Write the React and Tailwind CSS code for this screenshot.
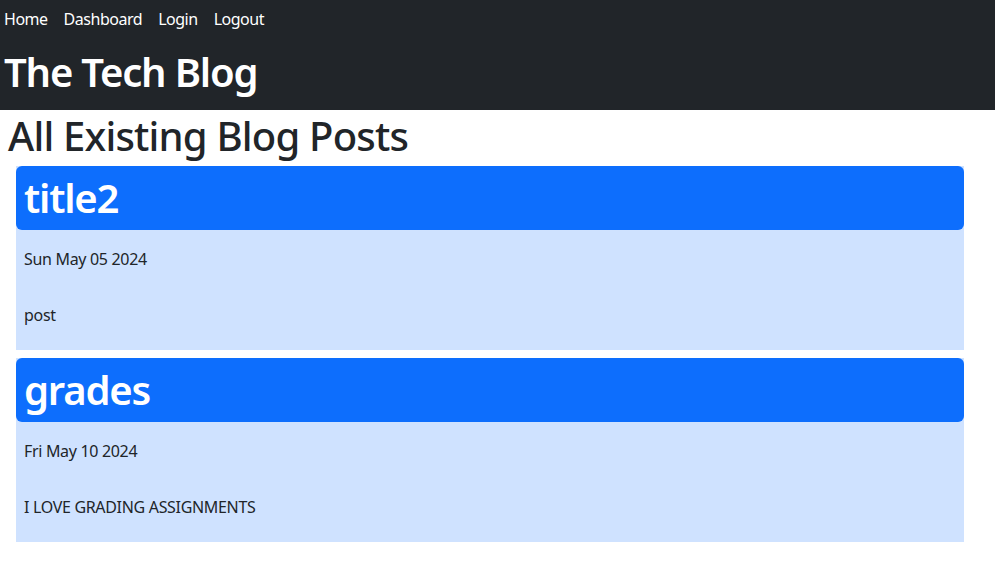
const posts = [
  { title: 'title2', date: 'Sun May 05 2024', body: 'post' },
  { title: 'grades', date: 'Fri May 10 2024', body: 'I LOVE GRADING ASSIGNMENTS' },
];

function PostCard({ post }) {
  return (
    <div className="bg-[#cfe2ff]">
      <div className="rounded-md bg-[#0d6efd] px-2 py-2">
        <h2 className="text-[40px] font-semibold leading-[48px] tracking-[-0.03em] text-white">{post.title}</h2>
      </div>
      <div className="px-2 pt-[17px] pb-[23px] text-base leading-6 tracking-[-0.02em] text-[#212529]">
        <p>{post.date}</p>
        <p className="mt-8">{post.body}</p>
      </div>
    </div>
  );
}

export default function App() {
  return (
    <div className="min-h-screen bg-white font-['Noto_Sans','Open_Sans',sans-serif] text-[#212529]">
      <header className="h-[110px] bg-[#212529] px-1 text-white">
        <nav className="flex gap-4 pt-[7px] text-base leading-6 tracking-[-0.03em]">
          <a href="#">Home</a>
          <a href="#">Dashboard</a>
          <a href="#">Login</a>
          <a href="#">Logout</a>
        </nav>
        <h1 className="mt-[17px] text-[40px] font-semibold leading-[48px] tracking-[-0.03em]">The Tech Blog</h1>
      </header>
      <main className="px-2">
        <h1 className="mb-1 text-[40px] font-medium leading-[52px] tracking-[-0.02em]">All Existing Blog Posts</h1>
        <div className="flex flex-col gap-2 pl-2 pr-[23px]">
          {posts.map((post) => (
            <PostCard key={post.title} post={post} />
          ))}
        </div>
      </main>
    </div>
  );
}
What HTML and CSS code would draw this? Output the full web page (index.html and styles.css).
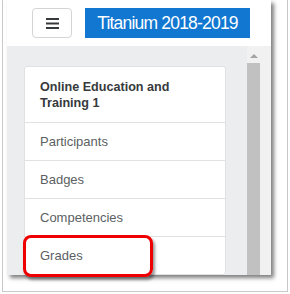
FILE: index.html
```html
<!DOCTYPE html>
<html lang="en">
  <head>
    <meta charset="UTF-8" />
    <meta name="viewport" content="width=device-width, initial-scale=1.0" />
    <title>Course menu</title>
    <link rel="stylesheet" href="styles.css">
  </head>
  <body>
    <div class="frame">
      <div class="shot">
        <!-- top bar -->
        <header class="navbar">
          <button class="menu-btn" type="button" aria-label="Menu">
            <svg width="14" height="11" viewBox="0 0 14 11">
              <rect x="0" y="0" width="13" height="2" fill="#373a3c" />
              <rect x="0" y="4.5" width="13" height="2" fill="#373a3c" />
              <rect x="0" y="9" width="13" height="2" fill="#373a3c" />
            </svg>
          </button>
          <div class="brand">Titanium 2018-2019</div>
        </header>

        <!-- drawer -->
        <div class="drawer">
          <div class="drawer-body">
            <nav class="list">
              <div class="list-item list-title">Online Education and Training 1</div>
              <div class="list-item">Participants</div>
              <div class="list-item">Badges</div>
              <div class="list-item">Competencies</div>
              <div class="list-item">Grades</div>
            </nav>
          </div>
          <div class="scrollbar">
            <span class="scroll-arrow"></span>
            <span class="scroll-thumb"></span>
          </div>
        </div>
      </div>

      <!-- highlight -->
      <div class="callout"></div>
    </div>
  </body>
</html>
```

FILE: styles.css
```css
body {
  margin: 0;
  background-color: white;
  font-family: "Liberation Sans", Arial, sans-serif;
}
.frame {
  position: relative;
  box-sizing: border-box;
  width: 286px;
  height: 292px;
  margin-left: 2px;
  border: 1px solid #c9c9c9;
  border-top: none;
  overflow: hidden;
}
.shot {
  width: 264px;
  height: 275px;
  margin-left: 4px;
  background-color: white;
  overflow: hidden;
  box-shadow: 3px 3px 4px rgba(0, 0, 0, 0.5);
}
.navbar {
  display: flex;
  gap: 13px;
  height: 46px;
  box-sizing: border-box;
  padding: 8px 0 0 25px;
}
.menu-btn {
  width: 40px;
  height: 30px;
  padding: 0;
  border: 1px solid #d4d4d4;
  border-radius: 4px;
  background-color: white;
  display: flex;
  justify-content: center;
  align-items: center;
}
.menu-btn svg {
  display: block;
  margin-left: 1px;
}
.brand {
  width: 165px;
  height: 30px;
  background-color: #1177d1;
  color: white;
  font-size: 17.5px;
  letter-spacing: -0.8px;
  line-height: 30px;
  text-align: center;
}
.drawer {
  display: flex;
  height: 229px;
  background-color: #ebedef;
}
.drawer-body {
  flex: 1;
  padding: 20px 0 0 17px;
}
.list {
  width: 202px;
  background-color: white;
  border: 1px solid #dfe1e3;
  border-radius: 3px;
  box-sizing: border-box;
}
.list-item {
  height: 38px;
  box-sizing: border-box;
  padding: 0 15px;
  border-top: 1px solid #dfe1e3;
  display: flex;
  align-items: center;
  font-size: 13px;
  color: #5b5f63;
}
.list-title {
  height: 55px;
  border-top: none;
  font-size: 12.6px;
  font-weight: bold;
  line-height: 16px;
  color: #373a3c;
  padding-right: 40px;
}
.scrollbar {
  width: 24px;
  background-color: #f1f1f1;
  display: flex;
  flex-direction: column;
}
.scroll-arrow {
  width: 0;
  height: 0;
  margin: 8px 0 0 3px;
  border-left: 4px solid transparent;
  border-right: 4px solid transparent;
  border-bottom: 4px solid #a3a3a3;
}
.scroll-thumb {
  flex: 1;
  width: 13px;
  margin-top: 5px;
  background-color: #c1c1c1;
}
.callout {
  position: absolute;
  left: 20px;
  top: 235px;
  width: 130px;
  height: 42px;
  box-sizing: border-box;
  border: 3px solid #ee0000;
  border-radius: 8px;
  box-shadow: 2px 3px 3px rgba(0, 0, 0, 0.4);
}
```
--
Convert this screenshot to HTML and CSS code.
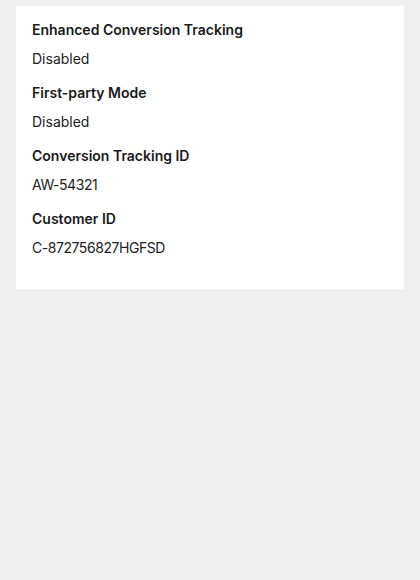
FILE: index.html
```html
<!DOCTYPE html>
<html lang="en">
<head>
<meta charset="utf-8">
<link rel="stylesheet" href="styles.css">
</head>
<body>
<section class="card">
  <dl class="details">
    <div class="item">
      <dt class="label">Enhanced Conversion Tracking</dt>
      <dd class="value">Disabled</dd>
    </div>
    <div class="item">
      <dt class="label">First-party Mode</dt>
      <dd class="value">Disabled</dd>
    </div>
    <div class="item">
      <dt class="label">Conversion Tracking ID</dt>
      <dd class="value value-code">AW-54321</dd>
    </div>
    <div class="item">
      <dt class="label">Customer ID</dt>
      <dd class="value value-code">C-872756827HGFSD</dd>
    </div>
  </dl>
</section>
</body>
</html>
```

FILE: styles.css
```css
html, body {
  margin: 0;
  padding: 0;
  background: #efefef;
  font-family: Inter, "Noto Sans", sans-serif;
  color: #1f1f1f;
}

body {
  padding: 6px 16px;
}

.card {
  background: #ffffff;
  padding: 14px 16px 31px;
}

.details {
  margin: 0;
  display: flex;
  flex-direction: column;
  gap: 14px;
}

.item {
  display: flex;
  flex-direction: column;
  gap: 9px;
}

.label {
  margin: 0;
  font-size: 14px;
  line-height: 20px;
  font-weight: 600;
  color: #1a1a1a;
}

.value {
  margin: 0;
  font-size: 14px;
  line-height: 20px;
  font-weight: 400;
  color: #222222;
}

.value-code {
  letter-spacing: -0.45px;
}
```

_PROMPT_:
Identify and copy all lines with the word "styles".

_THE RESPONSE_:
What HTML and CSS code would draw this? Output the full web page (index.html and styles.css).
    <link rel="stylesheet" href="styles.css">
FILE: styles.css
<link rel="stylesheet" href="styles.css">
FILE: styles.css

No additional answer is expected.